Sold , Sotheby's, New York, January 31, 1985, lot 232 (five pieces, including a teabowl and a pair of saucers from this service)
Edward Sheppard, New York, February 6, 1985

Condition

Cup with 3 minute chips on out edge by arms, saucer excellent.
In response to your inquiry, we are pleased to provide you with a general report of the condition of the property described above. Since we are not professional conservators or restorers, we urge you to consult with a restorer or conservator of your choice who will be better able to provide a detailed, professional report.

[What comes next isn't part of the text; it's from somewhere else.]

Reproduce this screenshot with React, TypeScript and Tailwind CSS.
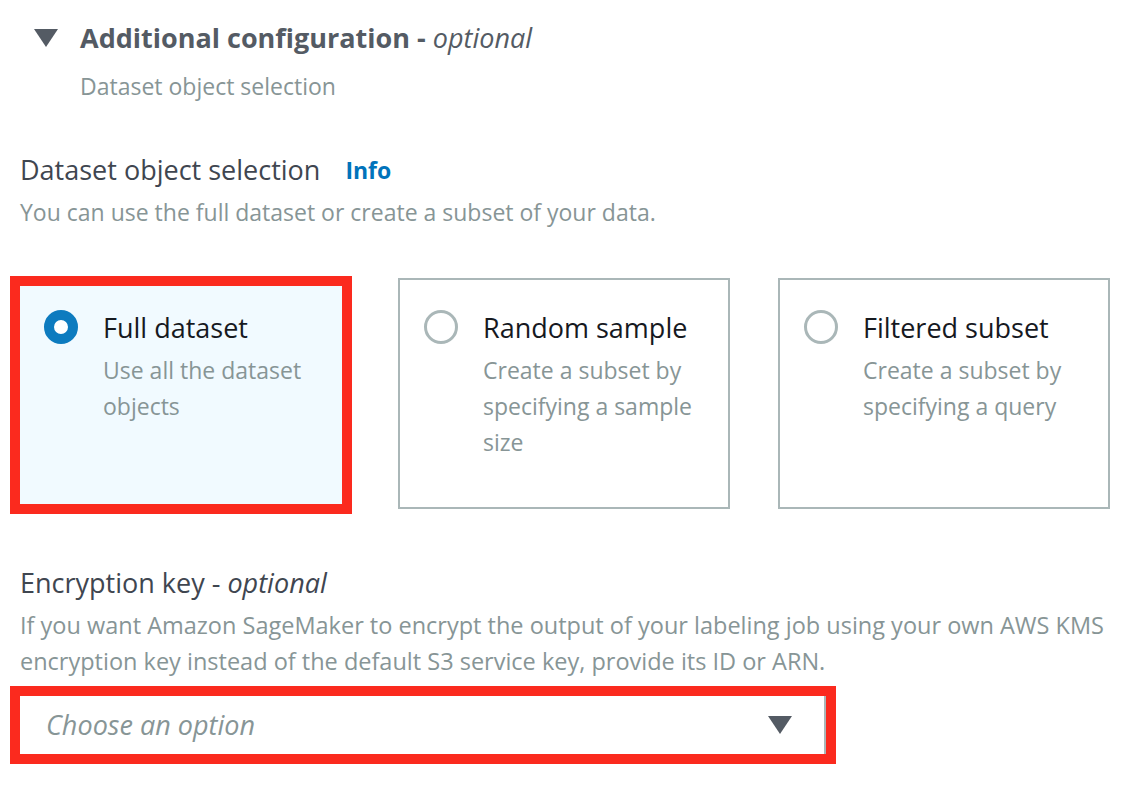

Prospective buyers should inspect each lot to satisfy themselves as to condition and must understand that any statement made by Sotheby's is merely a subjective qualified opinion.
NOTWITHSTANDING THIS REPORT OR ANY DISCUSSIONS CONCERNING CONDITION OF A LOT, ALL LOTS ARE OFFERED AND SOLD "AS IS" IN ACCORDANCE WITH THE CONDITIONS OF SALE PRINTED IN THE CATALOGUE.

Catalogue Note

An identically bordered hexagonal teabowl and saucer with these arms is illustrated by Jochem Kroes, "De wapenserviezen van Adriaan Valckenier (1695-1751)," Vormen uit Vuur, 1998/2, No. 164, p. 38, pl. 7, who discusses and illustrates further pieces from at least seven different armorial services ordered by Valckenier, who served in Batavia from 1715 to 1741, ultimately as the Governor General of the Dutch East Indies (1737-41), a position that required considerable entertaining, hence the flurry of simultaneous porcelain commissions.  Kroes 2007, pp. 131-134 provides a further extensive account of Valckenier and his services, and on p. 132 mentions that when Valckenier returned to Amsterdam in 1741, according to the paklijst of 1741, he transported 2,377 pieces of armorial porcelain aboard the ship Amsterdam.  "This collection of Chinese armorial porcelain is probably the largest ever shipped to the Netherlands."

This particular service, which decoratively and chronologically would appear to be the second of Valckenier's services, was strictly a tea service, and seems to have included teabowls and saucers with both plain rims, as here, and hexagonal rims, as seen in the eight teabowls and saucers illustrated by Kroes 2007, p. 132, cat. no. 32.  This tea service is apparently among the rarest of the Valckenier services, and is mentioned by Le Corbeiller 1974, p. 88, who cites other teabowls and saucers sold at Sotheby's in London on November 15, 1960, lot 165.